I think it’s my brain’s way of realigning and starting to heal itself.
So that’s what I mean. A clean slate is kind of impossible for me right now.
But I would love us to be better friends to one another, me to you especially.
I will do my best not to cry or try to kiss you every time I see you.
That would be a good starting point, I am aware. ’
I say the last part while wiping away my tears.
‘Well, I mean, that’s . . .’
My phone starts to vibrate in my pocket. It is on silent because it is always on silent, but it is still a strange sensation because no one has phoned me in months. When I take it out, it is even stranger to see Luke’s name on my screen, because I do not think he has ever phoned me in our lives.
‘Hello? Why are you calling me? This is so weird,’ I start.
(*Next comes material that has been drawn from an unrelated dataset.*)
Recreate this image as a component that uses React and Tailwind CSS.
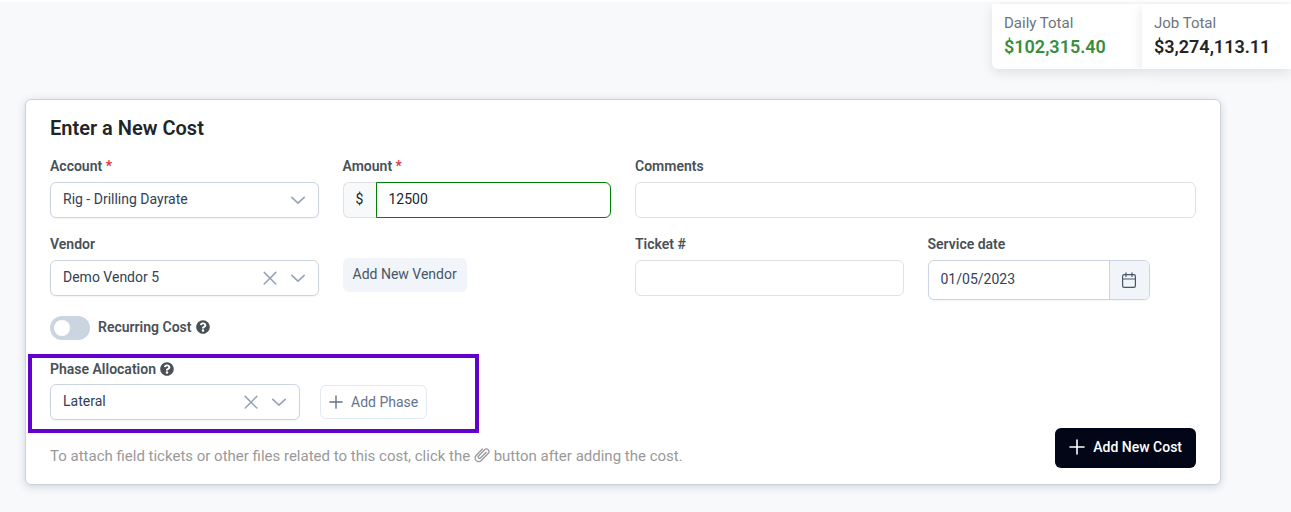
import React, { useState } from "react";
import { FaQuestionCircle } from "react-icons/fa";

const ChevronIcon = () => (
  <svg className="size-4" viewBox="0 0 16 16" fill="none" stroke="currentColor" strokeWidth="1.6" strokeLinecap="round" strokeLinejoin="round">
    <path d="M1.8 5.4 8 11.2l6.2-5.8" />
  </svg>
);

const CrossIcon = () => (
  <svg className="size-4" viewBox="0 0 16 16" fill="none" stroke="currentColor" strokeWidth="1.5" strokeLinecap="round">
    <path d="m2.2 2.4 11.6 11.6M13.8 2.4 2.2 14" />
  </svg>
);

const PlusIcon = ({ className }) => (
  <svg className={className} viewBox="0 0 16 16" fill="none" stroke="currentColor" strokeWidth="1.6" strokeLinecap="round">
    <path d="M8 1v14M1 8h14" />
  </svg>
);

const CalendarIcon = () => (
  <svg className="size-4" viewBox="0 0 16 16" fill="none" stroke="currentColor" strokeWidth="1.2" strokeLinecap="round" strokeLinejoin="round">
    <rect x="1.6" y="2.6" width="12.8" height="12.8" rx="1.6" />
    <path d="M1.6 7h12.8M5 .8v3.6M11 .8v3.6" />
  </svg>
);

const PaperclipIcon = () => (
  <svg className="inline-block size-4 -mt-1" viewBox="0 0 16 16" fill="none" stroke="currentColor" strokeWidth="1.3" strokeLinecap="round" strokeLinejoin="round">
    <path d="M12.2 5.2 6.6 11a1.4 1.4 0 0 1-2-2l6-6.2a2.5 2.5 0 0 1 3.7 3.5l-7 7.2a3.6 3.6 0 0 1-5.2-5L8.4 2" />
  </svg>
);

const Label = ({ htmlFor, required, children }) => (
  <label htmlFor={htmlFor} className="block mb-1.5 text-sm font-semibold text-[#495057]">
    {children}
    {required && <span className="text-[#dc3545]"> *</span>}
  </label>
);

const Dropdown = ({ id, value, options, onChange, clearable }) => (
  <div className="relative">
    <select
      id={id}
      value={value}
      onChange={(e) => onChange(e.target.value)}
      className="appearance-none block w-full h-9 pl-3 pr-16 pb-0.5 text-sm text-[#334155] bg-white border border-[#cbd5e1] rounded-md shadow-xs"
    >
      <option value=""></option>
      {options.map((option) => (
        <option key={option} value={option}>{option}</option>
      ))}
    </select>
    <div className="absolute inset-y-0 right-[13px] flex items-center gap-3 text-[#94a3b8] pointer-events-none">
      {clearable && (
        <button type="button" aria-label="Clear" onClick={() => onChange("")} className="pointer-events-auto">
          <CrossIcon />
        </button>
      )}
      <ChevronIcon />
    </div>
  </div>
);

const App = () => {
  const [formData, setFormData] = useState({
    account: "Rig - Drilling Dayrate",
    amount: "12500",
    comments: "",
    vendor: "Demo Vendor 5",
    ticket: "",
    serviceDate: "01/05/2023",
    recurring: false,
    phase: "Lateral",
  });

  const setField = (name, value) => setFormData({ ...formData, [name]: value });
  const handleChange = (e) => setField(e.target.name, e.target.value);

  return (
    <div className="min-h-screen bg-[#f8f9fb] border-t-2 border-white font-['Roboto',sans-serif]">
      <div className="flex justify-end pt-0.5">
        <div className="w-[150px] px-3 pt-[7px] pb-2.5 bg-white rounded-bl-md shadow-[0_4px_12px_#0000001a]">
          <p className="text-[15px] leading-6 text-[#6c757d]">Daily Total</p>
          <p className="text-lg leading-6 font-semibold text-[#388e3c]">$102,315.40</p>
        </div>
        <div className="w-[149px] px-3 pt-[7px] pb-2.5 bg-white shadow-[0_4px_12px_#0000001a]">
          <p className="text-[15px] leading-6 text-[#6c757d]">Job Total</p>
          <p className="text-lg leading-6 font-semibold text-[#212529]">$3,274,113.11</p>
        </div>
      </div>

      <form
        onSubmit={(e) => e.preventDefault()}
        className="mt-[30px] ml-[25px] mr-[70px] px-6 py-4 bg-white border border-[#ced0d4] rounded-md shadow-[0_2px_8px_#cbd5e1]"
      >
        <h2 className="mb-4 text-xl leading-6 font-semibold text-[#212529]">Enter a New Cost</h2>

        <div className="grid grid-cols-4 gap-x-6 gap-y-4">
          <div>
            <Label htmlFor="account" required>Account</Label>
            <Dropdown id="account" value={formData.account} options={["Rig - Drilling Dayrate"]} onChange={(v) => setField("account", v)} />
          </div>

          <div>
            <Label htmlFor="amount" required>Amount</Label>
            <div className="flex h-9">
              <span className="flex w-[33px] items-center justify-center pb-0.5 text-sm text-[#212529] bg-[#f8f9fa] border border-r-0 border-[#dee2e6] rounded-l-md">$</span>
              <input
                type="text"
                id="amount"
                name="amount"
                value={formData.amount}
                onChange={handleChange}
                className="flex-1 min-w-0 px-3 pb-0.5 text-sm text-[#212529] border border-[#008000] rounded-r-md"
              />
            </div>
          </div>

          <div className="col-span-2">
            <Label htmlFor="comments">Comments</Label>
            <input
              type="text"
              id="comments"
              name="comments"
              value={formData.comments}
              onChange={handleChange}
              className="block w-full h-9 px-3 text-sm border border-[#dee2e6] rounded-md"
            />
          </div>

          <div>
            <Label htmlFor="vendor">Vendor</Label>
            <Dropdown id="vendor" value={formData.vendor} options={["Demo Vendor 5"]} onChange={(v) => setField("vendor", v)} clearable />
          </div>

          <div className="pt-6">
            <button type="button" className="h-[34px] px-2.5 pb-0.5 text-sm text-[#475569] bg-[#f1f5f9] rounded-md">
              Add New Vendor
            </button>
          </div>

          <div>
            <Label htmlFor="ticket">Ticket #</Label>
            <input
              type="text"
              id="ticket"
              name="ticket"
              value={formData.ticket}
              onChange={handleChange}
              className="block w-full h-9 px-3 text-sm border border-[#dee2e6] rounded-md"
            />
          </div>

          <div>
            <Label htmlFor="serviceDate">Service date</Label>
            <div className="flex h-10 max-w-[222px] border border-[#cbd5e1] rounded-md shadow-xs overflow-hidden">
              <input
                type="text"
                id="serviceDate"
                name="serviceDate"
                value={formData.serviceDate}
                onChange={handleChange}
                className="flex-1 min-w-0 px-3 pb-0.5 text-sm text-[#334155]"
              />
              <button type="button" aria-label="Choose date" className="flex w-10 items-center justify-center text-[#475569] bg-[#f1f5f9] border-l border-[#cbd5e1]">
                <CalendarIcon />
              </button>
            </div>
          </div>
        </div>

        <div className="flex items-center gap-2 mt-4 text-sm font-semibold text-[#495057]">
          <input
            type="checkbox"
            role="switch"
            id="recurring"
            checked={formData.recurring}
            onChange={(e) => setField("recurring", e.target.checked)}
            className="appearance-none w-10 h-6 p-1 bg-[#cbd5e1] rounded-full checked:bg-[#388e3c] before:block before:size-4 before:rounded-full before:bg-white checked:before:ml-4"
          />
          <label htmlFor="recurring" className="flex items-center gap-1 pb-0.5">
            Recurring Cost
            <FaQuestionCircle />
          </label>
        </div>

        <div className="relative mt-[19px]">
          <label htmlFor="phase" className="flex items-center gap-1 mb-[5px] text-sm font-semibold text-[#495057]">
            Phase Allocation
            <FaQuestionCircle />
          </label>
          <div className="flex items-center gap-5">
            <div className="w-[250px]">
              <Dropdown id="phase" value={formData.phase} options={["Lateral"]} onChange={(v) => setField("phase", v)} clearable />
            </div>
            <button type="button" className="flex h-[34px] items-center gap-2 px-2 text-sm text-[#64748b] border border-[#e2e8f0] rounded-md">
              <PlusIcon className="size-3.5" />
              Add Phase
            </button>
          </div>
          <div className="absolute -top-[5px] -bottom-[13px] -left-[22px] w-[451px] border-4 border-[#6200cc] pointer-events-none"></div>
        </div>

        <div className="flex items-end justify-between mt-2">
          <p className="text-[15px] leading-6 text-[#999]">
            To attach field tickets or other files related to this cost, click the{" "}
            <PaperclipIcon />{" "}
            button after adding the cost.
          </p>
          <button type="submit" className="flex h-10 items-center gap-2 px-3.5 pb-0.5 text-sm font-medium text-white bg-[#020617] rounded-md">
            <PlusIcon className="size-4" />
            Add New Cost
          </button>
        </div>
      </form>
    </div>
  );
};

export default App;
‘Nora, Dad has had a heart attack. We’re on our way to the hospital. You all need to get here, now.’
Everything begins to melt. There is this thing that happens when you get the bad phone call, where your brain runs a montage of every bad phone call you have ever had and you remember life is a tiny thing, really, strung together with a limited number of precious moments spaced out unevenly between bad phone calls.
And the bad phone calls are there to remind you to stop wasting so much bloody time.
I hang up without saying goodbye, like the world is in slow motion, like I am in a movie, like this is a climactic narrative shift where the score might start to swell.
Like, like, like – a way to jump out of my body and hide instead in my head, where I only have to think about my feelings, rather than actually feel them.
Because if I let myself feel right now, I would disintegrate.